This study addresses the problem of accurately estimating the dimension of the latent hyperbolic geometry underlying complex networks—to uncover community structure complexity, improve greedy routing efficiency, and deepen understanding of systemic connectivity. We propose a graph-weighted filtering mechanism based on chordless cycles, integrated with persistent homology and algebraic topological feature extraction, to construct a generalizable, data-driven dimensional estimator. Furthermore, we design a lightweight neural network architecture trained exclusively on synthetic graph datasets, enabling zero-shot transfer to real-world networks without fine-tuning. Experiments demonstrate high-accuracy dimension prediction across diverse synthetic and empirical networks—including social, biological, and Internet topology graphs—significantly enhancing the quality of low-dimensional hyperbolic embeddings and navigability performance. The method exhibits strong robustness and cross-domain effectiveness, validating its applicability to heterogeneous network domains.

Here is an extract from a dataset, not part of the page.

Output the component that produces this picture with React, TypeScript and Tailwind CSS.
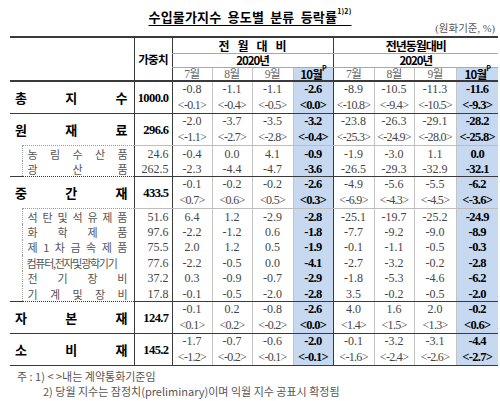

Many complex networks, ranging from social to biological systems, exhibit structural patterns consistent with an underlying hyperbolic geometry. Revealing the dimensionality of this latent space can disentangle the structural complexity of communities, impact efficient network navigation, and fundamentally shape connectivity and system behavior. We introduce a novel topological data analysis weighting scheme for graphs, based on chordless cycles, aimed at estimating the dimensionality of networks in a data-driven way. We further show that the resulting descriptors can effectively estimate network dimensionality using a neural network architecture trained in a synthetic graph database constructed for this purpose, which does not need retraining to transfer effectively to real-world networks. Thus, by combining cycle-aware filtrations, algebraic topology, and machine learning, our approach provides a robust and effective method for uncovering the hidden geometry of complex networks and guiding accurate modeling and low-dimensional embedding.